Greenland Is Melting, And a New Model Suggests We’ve Greatly Underestimated Its Impact
Greenland is the largest island in the world and on it rests the largest ice mass in the Northern Hemisphere. If all that ice melted, the sea would rise by more than 7 metres.
But that’s not going to happen, is it? Well, not any time soon, but understanding how much of the ice sheet might melt over the coming century is a critical and urgent question that scientists are trying to tackle using sophisticated numerical models of how the ice sheet interacts with the rest of the climate system.
The problem is that the models aren’t that good at reproducing recent observations and are limited by our poor knowledge of the detailed topography of the subglacial terrain and fjords, which the ice flows over and in to.
One way around this problem is to see how the ice sheet responded to changes in climate in the past and compare that with model projections for the future for similar changes in temperature. That is exactly what colleagues and I did in a new study now published in the journal Nature Communications.
We looked at the three largest glaciers in Greenland and used historical aerial photographs combined with measurements scientists had taken directly over the years, to reconstruct how the volume of these glaciers had changed over the period 1880 to 2012.
The approach is founded on the idea that the past can help inform the future, not just in science but in all aspects of life.
But just like other “classes” of history, the climate and the Earth system in future won’t be a carbon copy of the past. Nonetheless, if we figure out exactly how sensitive the ice sheet has been to temperature changes over the past century, that can provide a useful guide to how it will respond over the next century.
We found that the three largest glaciers were responsible for 8.1 mm of sea level rise, about 15 percent of the whole ice sheet’s contribution.
Over the period of our study, the sea globally has risen by around 20 cm, about the height of an A5 booklet, and of that, about a finger’s width is entirely thanks to ice melting from those three Greenland glaciers.
Melting As Usual
So what does that tell us about the future behaviour of the ice sheet? In 2013, a modelling study by Faezeh Nick and colleagues also looked at the same “big three” glaciers (Jakobshavn Isbrae in the west of the island and Helheim and Kangerlussuaq in the east) and projected how they would respond in different future climate scenarios.
The most extreme of these scenarios is called RCP8.5 and assumes that economic growth will continue unabated through the 21st century, resulting in a global mean warming of about 3.7˚C above today’s temperatures (about 4.8˚C above pre-industrial or since 1850).
This scenario has sometimes been referred to as Business As Usual (BAU), and there is an active debate among climate researchers regarding how plausible RCP8.5 is. It’s interesting to note, however, that, according to a recent study from a group of US scientists it may be the most appropriate scenario up to at least 2050.
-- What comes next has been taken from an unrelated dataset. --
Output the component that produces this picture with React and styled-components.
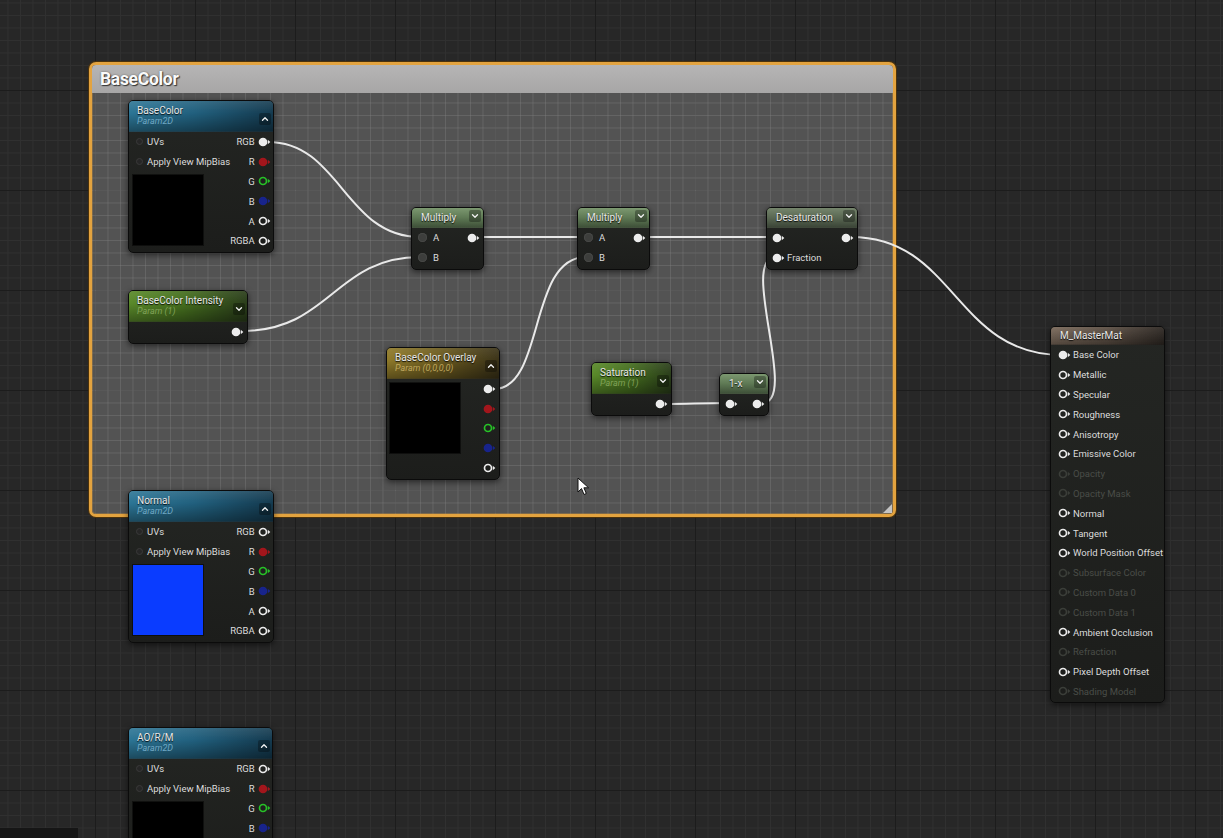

Because of something called polar amplification, the Arctic will likely heat up by more than double the global average, with the climate models indicating around 8.3˚C warming over Greenland in the most extreme scenario, RCP8.5.
Despite this dramatic and terrifying hike in temperature, Faezeh’s modelling study projected that the “big three” would contribute between 9 and 15 mm to sea level rise by 2100, only slightly more than what we obtained from a 1.5˚C warming over the 20th century. How can that be?
These models appear to have a relatively weak link between climate change and ice melt, when our results suggest it is much stronger.
Projections based on these models are therefore likely to under-predict how much the ice sheet will be affected. Other lines of evidence support this conclusion.
What does all of that mean? If we do continue along that very scary RCP8.5 trajectory of increasing greenhouse gas emissions, the Greenland ice sheet is very likely to start melting at rates that we haven’t seen for at least 130,000 years, with dire consequences for sea level and the many millions of people who live in low lying coastal zones.